From trade deals to political repercussions and immigration curbs, Brexit could significantly alter Australia and New Zealand’s relationships with the UK
This article was first published in the November/December 2017 international edition of Accounting and Business magazine.
The UK is a little more than 1,400km long - roughly the same distance as between Melbourne and Brisbane, and well below the full length of New Zealand. Yet it currently has a range of political disunion that could easily satisfy an entire continent.
The unification of Ireland is an ongoing legacy issue, large parts of Scotland still itch for the independence it voted against in 2014, while June’s general election returned a hung parliament after a split vote between the democratic socialism of Labour’s Jeremy Corbyn and the traditional conservatism of the Tories’ Theresa May.
Among these ongoing political fractions, Britain now faces arguably the most difficult piece of foreign policy negotiation of the post-World War Two era. Negotiations on Brexit - the UK’s exit from the European Union - have already begun. Last year’s referendum witnessed the Leave campaign edge out the Remain one by a slender 52% to 48%. Another political fault line, one that many people had never realised existed, had been formed in the UK.

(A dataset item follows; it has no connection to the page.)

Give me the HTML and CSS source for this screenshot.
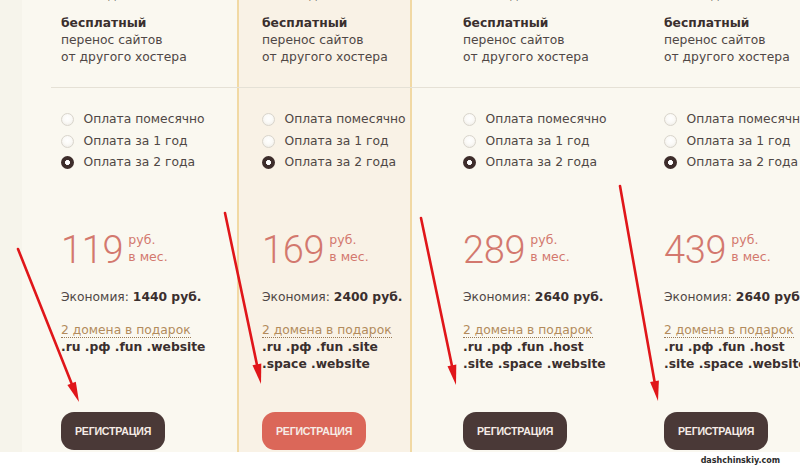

On 29 March, the UK triggered Article 50 of the Treaty of Lisbon (which became law in 2009), meaning it was leaving the EU and has two years to negotiate an exit deal. Article 50 actually provides a salient example of the difficulties that the UK faces in its negotiations. Giuliano Amato, a former prime minister of Italy, is the man behind Article 50. After Britain voted to leave the EU, he said it had been written largely for show. ‘My intention was that it [Article 50] should be a classic safety valve that was there, but never used,’ Amato said. In particular, the ridiculously short two-year negotiation period was a major disincentive. Trade deals with the EU can reasonably take eight to 10 years to negotiate. Britain had become the first EU country to smash the glass on the ‘In case of emergency’ red box and will now have to deal with those uncertain consequences. And quickly.
Complications for the UK aside, Brexit is anticipated to have wide-reaching consequences across the globe. As trading partners and cultural cronies to the UK, Australia and New Zealand can expect their relationships with the UK to change. So what are the likely impacts?
Bryan Gould, former member of UK Labour’s shadow cabinet and author of Rescuing the New Zealand Economy: What went wrong and how we can fix it, says Brexit will allow both the UK and Australia and New Zealand, plus much of the rest of the Commonwealth, to re-establish a trading pattern that was uniquely suited to all parties.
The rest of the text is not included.